Quelques mois plus tôt, en août, c’est dans l’ouest du pays que les autorités avaient démantelé un réseau de trafiquants présumés. Bilan de l’opération : 20 fusils d’assaut, plus de 70 armes de poing, des dizaines de grenades et près de 49 000 balles saisis !
La loi prévoit des sanctions particulièrement lourdes pour les trafiquants, avec des peines pouvant aller jusqu’à 7 ans de prison. Mais cela ne semble pas suffire à endiguer le phénomène alors que le pays est plongé dans le chaos de la guerre depuis bientôt trois ans.
La circulation des armes, un problème épineux
Il faut dire qu’au début du conflit avec la Russie, les autorités ukrainiennes avaient elles-mêmes contribué à armer la population. Avec un objectif légitime : permettre aux civils de participer à l’effort de guerre face à l’envahisseur russe. C’est ainsi que le ministère de l’Intérieur avait distribué plus de 25 000 armes rien que dans la région de Kiev.

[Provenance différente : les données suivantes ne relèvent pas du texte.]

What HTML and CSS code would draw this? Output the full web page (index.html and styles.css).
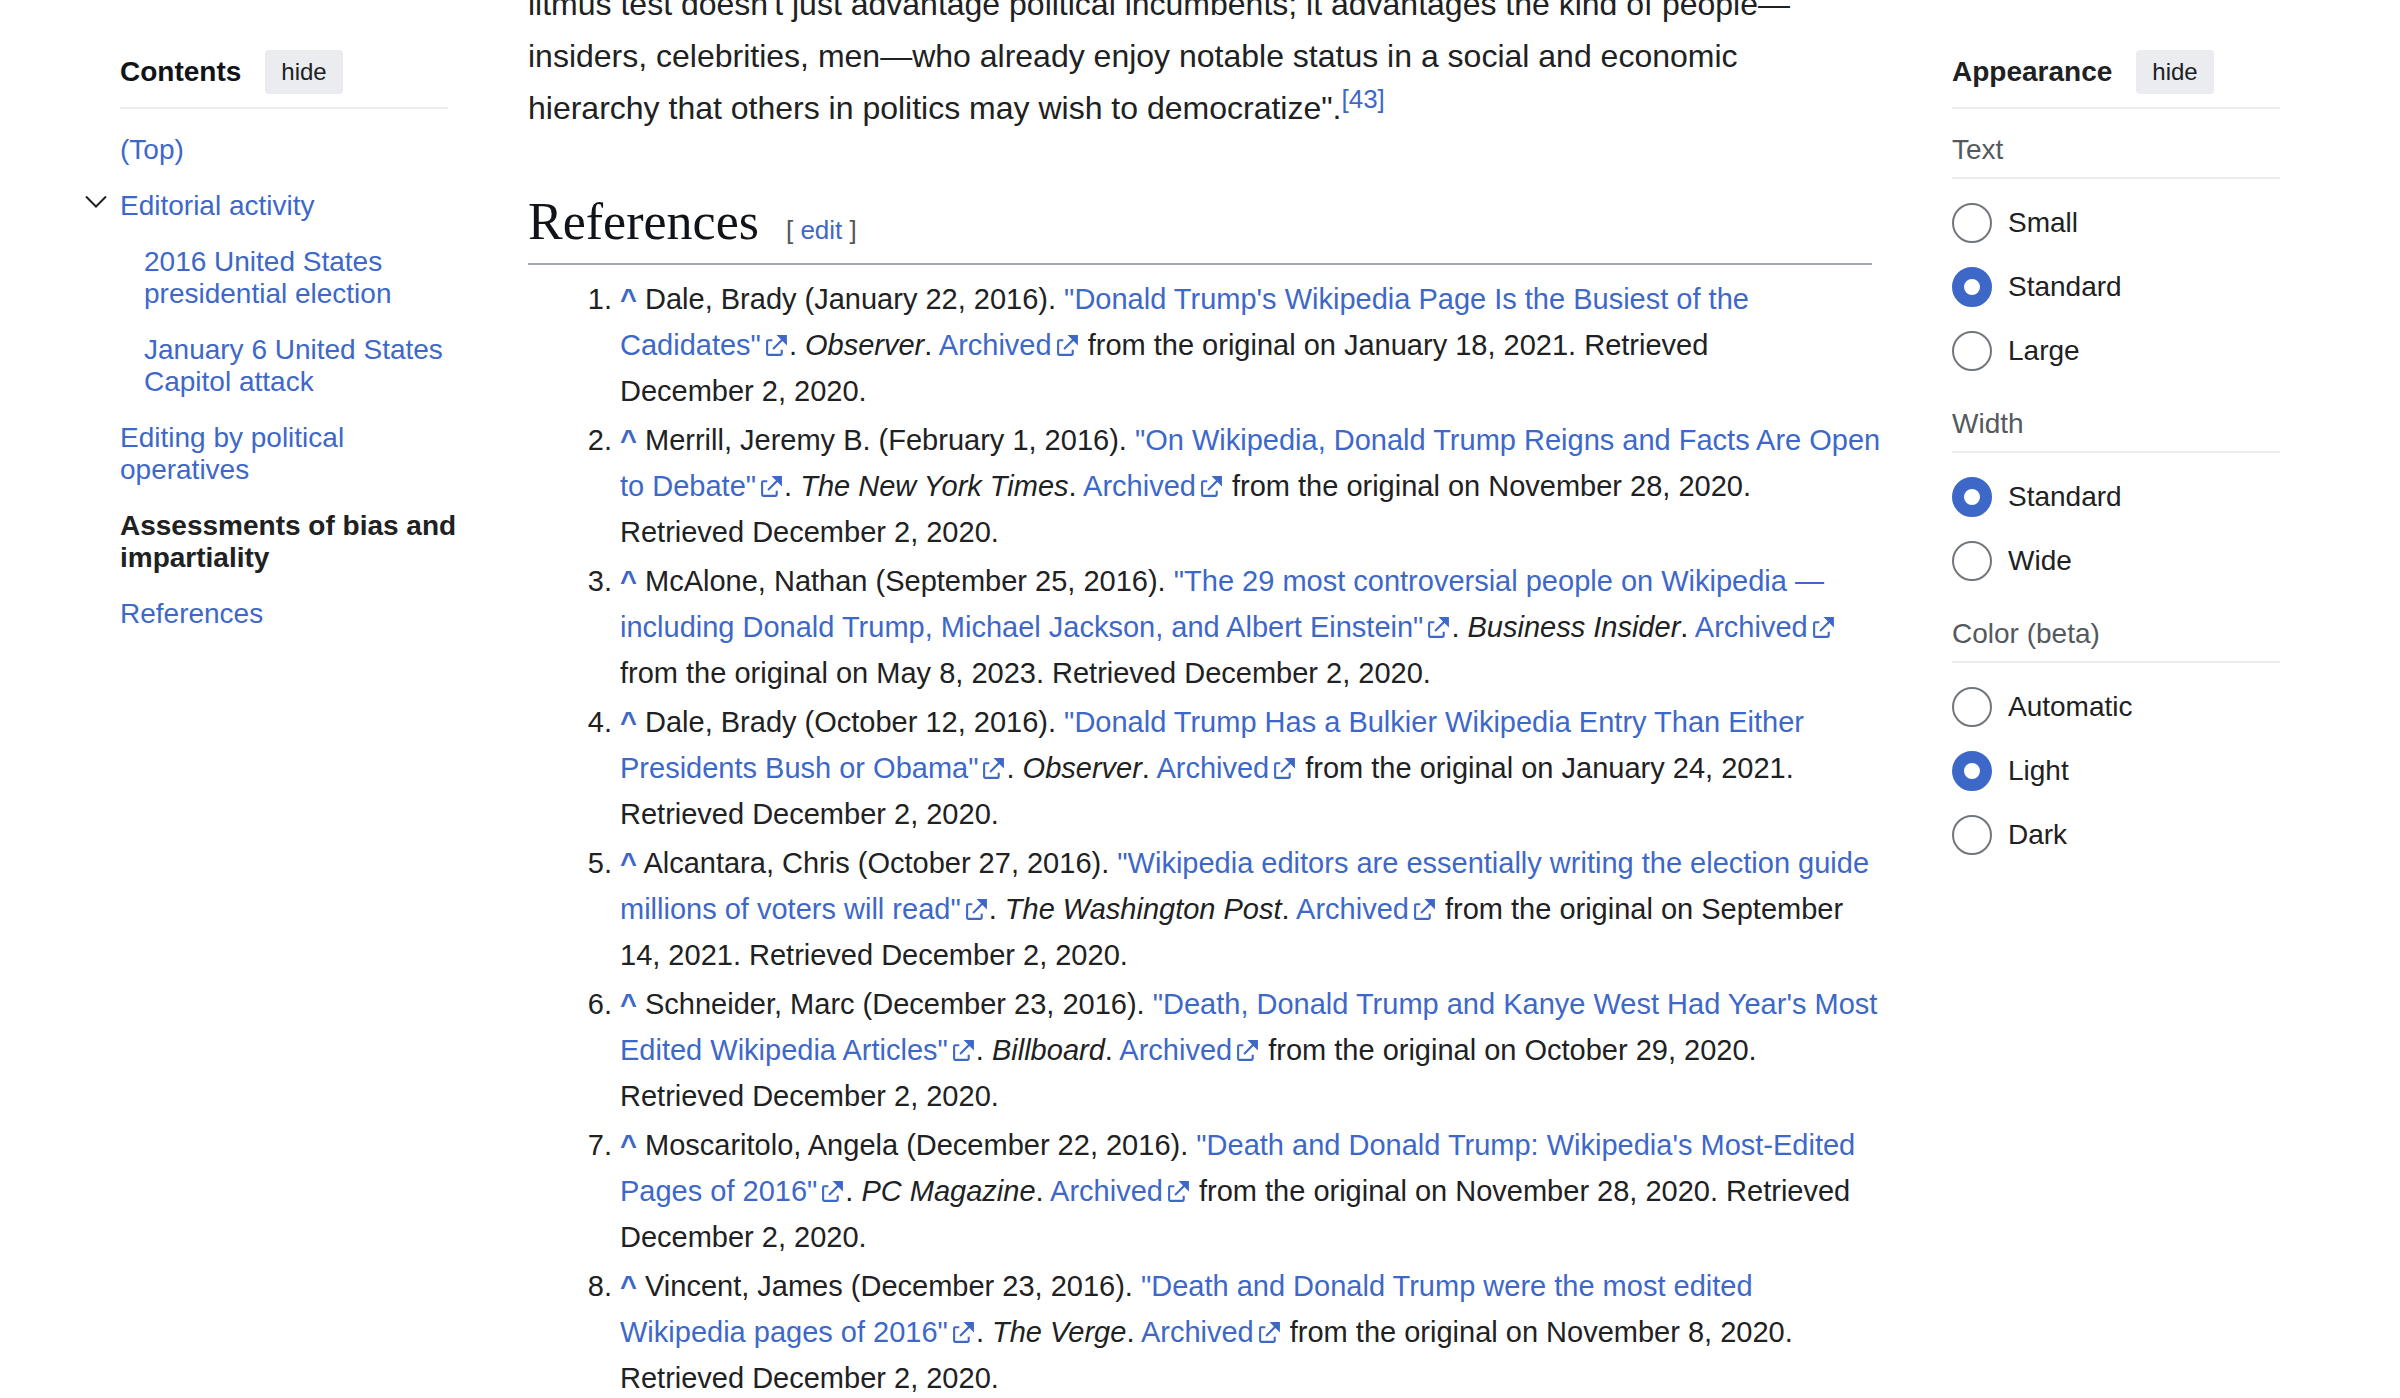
FILE: index.html
```html
<!DOCTYPE html>
<html lang="en">
<head>
<meta charset="utf-8">
<title>References</title>
<link rel="stylesheet" href="styles.css">
</head>
<body>
<svg class="sprite" aria-hidden="true">
  <symbol id="ext" viewBox="0 0 12 12">
    <path d="M6 1h5v5L8.86 3.85 4.7 8 4 7.3l4.15-4.16z"/>
    <path d="M2 3h2v1H2v6h6V8h1v2a1 1 0 0 1-1 1H2a1 1 0 0 1-1-1V4a1 1 0 0 1 1-1"/>
  </symbol>
</svg>
<div class="page">
  <nav class="toc" aria-labelledby="toc-title">
    <div class="panel-head">
      <h2 class="panel-title" id="toc-title">Contents</h2>
      <button class="hide-button" type="button">hide</button>
    </div>
    <ul class="toc-list">
      <li><a class="toc-link" href="#top">(Top)</a></li>
      <li>
        <div class="toc-parent">
          <button class="toc-toggle" type="button" aria-label="Toggle Editorial activity subsection" aria-expanded="true">
            <svg class="chevron" viewBox="0 0 22 14" aria-hidden="true"><path d="M1 1.500 11 11.500 21 1.500"/></svg>
          </button>
          <a class="toc-link" href="#editorial">Editorial activity</a>
        </div>
        <ul class="toc-sublist">
          <li><a class="toc-link" href="#election">2016 United States presidential election</a></li>
          <li><a class="toc-link" href="#capitol">January 6 United States Capitol attack</a></li>
        </ul>
      </li>
      <li><a class="toc-link" href="#operatives">Editing by political operatives</a></li>
      <li><a class="toc-link active" href="#bias">Assessments of bias and impartiality</a></li>
      <li><a class="toc-link" href="#references">References</a></li>
    </ul>
  </nav>

  <main class="article">
    <p class="prose">litmus test doesn't just advantage political incumbents; it advantages the kind of people—insiders, celebrities, men—who already enjoy notable status in a social and economic hierarchy that others in politics may wish to democratize".<sup><a href="#cite-43">[43]</a></sup></p>
    <div class="section-head">
      <h2 class="section-title" id="references">References</h2>
      <span class="edit-section">[ <a href="#edit">edit</a> ]</span>
    </div>
    <ol class="references">
      <li><a class="backlink" href="#r1">^</a> Dale, Brady (January 22, 2016). <a href="#s1">"Donald Trump's Wikipedia Page Is the Busiest of the Cadidates"<svg class="ext"><use href="#ext"/></svg></a>. <cite>Observer</cite>. <a href="#a1">Archived<svg class="ext"><use href="#ext"/></svg></a> from the original on January 18, 2021. Retrieved <span class="date">December 2, 2020.</span></li>
      <li><a class="backlink" href="#r2">^</a> Merrill, Jeremy B. (February 1, 2016). <a href="#s2">"On Wikipedia, Donald Trump Reigns and Facts Are Open to Debate"<svg class="ext"><use href="#ext"/></svg></a>. <cite>The New York Times</cite>. <a href="#a2">Archived<svg class="ext"><use href="#ext"/></svg></a> from the original on November 28, 2020. <span class="date">Retrieved December 2, 2020.</span></li>
      <li><a class="backlink" href="#r3">^</a> McAlone, Nathan (September 25, 2016). <a href="#s3">"The 29 most controversial people on Wikipedia — including Donald Trump, Michael Jackson, and Albert Einstein"<svg class="ext"><use href="#ext"/></svg></a>. <cite>Business Insider</cite>. <a href="#a3">Archived<svg class="ext"><use href="#ext"/></svg></a> from the original on May 8, 2023. Retrieved <span class="date">December 2, 2020.</span></li>
      <li><a class="backlink" href="#r4">^</a> Dale, Brady (October 12, 2016). <a href="#s4">"Donald Trump Has a Bulkier Wikipedia Entry Than Either Presidents Bush or Obama"<svg class="ext"><use href="#ext"/></svg></a>. <cite>Observer</cite>. <a href="#a4">Archived<svg class="ext"><use href="#ext"/></svg></a> from the original on January 24, 2021. Retrieved <span class="date">December 2, 2020.</span></li>
      <li><a class="backlink" href="#r5">^</a> Alcantara, Chris (October 27, 2016). <a href="#s5">"Wikipedia editors are essentially writing the election guide millions of voters will read"<svg class="ext"><use href="#ext"/></svg></a>. <cite>The Washington Post</cite>. <a href="#a5">Archived<svg class="ext"><use href="#ext"/></svg></a> from the original on September 14, 2021. Retrieved <span class="date">December 2, 2020.</span></li>
      <li><a class="backlink" href="#r6">^</a> Schneider, Marc (December 23, 2016). <a href="#s6">"Death, Donald Trump and Kanye West Had Year's Most Edited Wikipedia Articles"<svg class="ext"><use href="#ext"/></svg></a>. <cite>Billboard</cite>. <a href="#a6">Archived<svg class="ext"><use href="#ext"/></svg></a> from the original on October 29, 2020. Retrieved <span class="date">December 2, 2020.</span></li>
      <li><a class="backlink" href="#r7">^</a> Moscaritolo, Angela (December 22, 2016). <a href="#s7">"Death and Donald Trump: Wikipedia's Most-Edited Pages of 2016"<svg class="ext"><use href="#ext"/></svg></a>. <cite>PC Magazine</cite>. <a href="#a7">Archived<svg class="ext"><use href="#ext"/></svg></a> from the original on November 28, 2020. Retrieved <span class="date">December 2, 2020.</span></li>
      <li><a class="backlink" href="#r8">^</a> Vincent, James (December 23, 2016). <a href="#s8">"Death and Donald Trump were the most edited Wikipedia pages of 2016"<svg class="ext"><use href="#ext"/></svg></a>. <cite>The Verge</cite>. <a href="#a8">Archived<svg class="ext"><use href="#ext"/></svg></a> from the original on November 8, 2020. Retrieved <span class="date">December 2, 2020.</span></li>
    </ol>
  </main>

  <aside class="appearance" aria-labelledby="appearance-title">
    <div class="panel-head">
      <h2 class="panel-title" id="appearance-title">Appearance</h2>
      <button class="hide-button" type="button">hide</button>
    </div>
    <form class="options">
      <fieldset class="option-group">
        <legend>Text</legend>
        <div class="radios">
          <label class="radio"><input type="radio" name="text">Small</label>
          <label class="radio"><input type="radio" name="text" checked>Standard</label>
          <label class="radio"><input type="radio" name="text">Large</label>
        </div>
      </fieldset>
      <fieldset class="option-group">
        <legend>Width</legend>
        <div class="radios">
          <label class="radio"><input type="radio" name="width" checked>Standard</label>
          <label class="radio"><input type="radio" name="width">Wide</label>
        </div>
      </fieldset>
      <fieldset class="option-group">
        <legend>Color (beta)</legend>
        <div class="radios">
          <label class="radio"><input type="radio" name="color">Automatic</label>
          <label class="radio"><input type="radio" name="color" checked>Light</label>
          <label class="radio"><input type="radio" name="color">Dark</label>
        </div>
      </fieldset>
    </form>
  </aside>
</div>
</body>
</html>
```
FILE: styles.css
```css
:root {
  --text: #202122;
  --strong: #101418;
  --subtle: #54595d;
  --link: #3e68c8;
  --line: #eaecf0;
}

* { box-sizing: border-box; }

body {
  margin: 0;
  background: #fff;
  color: var(--text);
  font: 28px/32px "Liberation Sans", Arial, Helvetica, sans-serif;
}

h2, p, ul, ol, fieldset { margin: 0; padding: 0; }
ul { list-style: none; }
a { color: var(--link); text-decoration: none; }
a:hover { text-decoration: underline; }

.sprite { display: none; }

.page {
  display: grid;
  grid-template-columns: 400px minmax(0, 1fr) 392px;
  column-gap: 48px;
  align-items: start;
  padding: 0 88px 0 80px;
}

/* Side panels */
.toc { padding: 50px 16px 0 40px; }
.appearance { padding: 50px 32px 0; }

.panel-head {
  display: flex;
  align-items: center;
  gap: 24px;
  padding-bottom: 13px;
  border-bottom: 2px solid var(--line);
}
.toc .panel-head { margin-right: 16px; }
.panel-title { font-size: 28px; font-weight: bold; line-height: 32px; }
.toc .panel-title { color: var(--strong); }

.hide-button {
  height: 44px;
  padding: 0 16px;
  border: 0;
  border-radius: 4px;
  background: var(--line);
  color: var(--text);
  font: inherit;
  font-size: 24px;
  cursor: pointer;
}

/* Contents */
.toc-list { padding-top: 13px; }
.toc-link { display: block; padding: 12px 0; }
.toc-link.active { color: var(--text); font-weight: bold; }
.toc-sublist { padding-left: 24px; }
.toc-parent { display: flex; align-items: center; gap: 8px; margin-left: -40px; }
.toc-toggle {
  display: grid;
  place-items: center;
  width: 32px;
  height: 44px;
  padding: 0 0 8px;
  border: 0;
  background: none;
  cursor: pointer;
}
.chevron { width: 22px; height: 14px; fill: none; stroke: var(--text); stroke-width: 2; }

/* Article */
.article { margin-top: -22px; }
.prose { font-size: 32px; line-height: 52px; }
.prose sup { font-size: 26px; line-height: 1; vertical-align: 11px; }

.section-head {
  display: flex;
  align-items: baseline;
  gap: 27px;
  margin-top: 58px;
  padding-bottom: 11px;
  border-bottom: 2px solid #a2a9b1;
}
.section-title {
  color: var(--strong);
  font: 52px/60px "Liberation Serif", Georgia, serif;
}
.edit-section { color: var(--subtle); font-size: 26px; }

.references {
  margin-right: -12px;
  padding: 11px 0 0 92px;
  font-size: 29px;
  line-height: 46px;
}
.references li { margin-bottom: 3px; }
.backlink { font-weight: bold; }
.date { white-space: nowrap; }
.ext {
  width: 25px;
  height: 25px;
  margin-left: 3px;
  fill: currentColor;
  vertical-align: -3px;
}

/* Appearance */
.option-group { margin-top: 37px; border: 0; min-width: 0; }
.option-group:first-child { margin-top: 25px; }
.option-group legend {
  width: 100%;
  padding: 0 0 11px;
  border-bottom: 2px solid var(--line);
  color: var(--subtle);
}
.radios { display: grid; gap: 24px; padding-top: 24px; }
.radio { display: flex; align-items: center; gap: 16px; }
.radio input {
  appearance: none;
  width: 40px;
  height: 40px;
  margin: 0;
  border: 2px solid #72777d;
  border-radius: 50%;
  background: #fff;
}
.radio input:checked { border: 12px solid var(--link); }
```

Mais ce choix, sans doute nécessaire sur le moment, a aussi eu des effets pervers en favorisant la circulation incontrôlée des armes. Certes les autorités affirment avoir récupéré une partie de cet armement. Mais combien sont passées entre les mailles du filet ? Difficile à dire.
Pour tenter de reprendre la main, le parlement ukrainien a adopté en juin une loi visant à « garantir la participation des civils à la défense de l’Ukraine » tout en réglementant les armes détenues par les civils et les militaires depuis l’instauration de la loi martiale en 2022. Une première étape pour remettre un peu d’ordre dans ce chaos.
Un trafic aux ramifications internationales
Reste que le problème dépasse largement les frontières de l’Ukraine. Le Conseil de sécurité de l’ONU s’en est d’ailleurs ému en juillet dernier, appelant Kiev à prendre des mesures pour éviter que les armes fournies par ses alliés ne soient détournées et ne se retrouvent aux mains de groupes criminels à l’étranger.
Car le risque est réel. D’après une ONG suisse spécialisée, la plupart des armes circulant hors d’Ukraine proviendraient des stocks abandonnés par l’armée russe ou auraient été directement prises aux soldats de Moscou. On voit bien là toute la complexité de la situation pour les autorités ukrainiennes qui doivent à la fois gérer une guerre sur leur sol et les conséquences en cascade que celle-ci entraîne, à commencer par le boom du trafic d’armes.
Le défi de la traçabilité des armes
Les alliés de l’Ukraine sont eux aussi concernés au premier chef. Ils ont en effet fourni des quantités importantes d’armements à Kiev depuis le début de la guerre. Et se retrouvent confrontés à la délicate question du suivi de ces armes.
Les États-Unis, principal soutien de l’Ukraine, ont ainsi reconnu en janvier avoir du mal à suivre à la trace les équipements militaires envoyés pour un montant d’environ un milliard de dollars. Le Pentagone assure n’avoir trouvé aucune preuve de détournement. Mais admet que le défi est immense au regard du volume d’armes livrées.
Cette guerre en Ukraine aura décidément des répercussions à tous les niveaux. Et pour longtemps. Le trafic illicite d’armes qui prospère à la faveur du conflit en est une illustration flagrante. En frappant fort, la police ukrainienne espère envoyer un message clair aux trafiquants. Mais il faudra sans doute bien d’autres opérations de ce type pour espérer inverser la tendance tant que la guerre perdurera. La route est encore longue.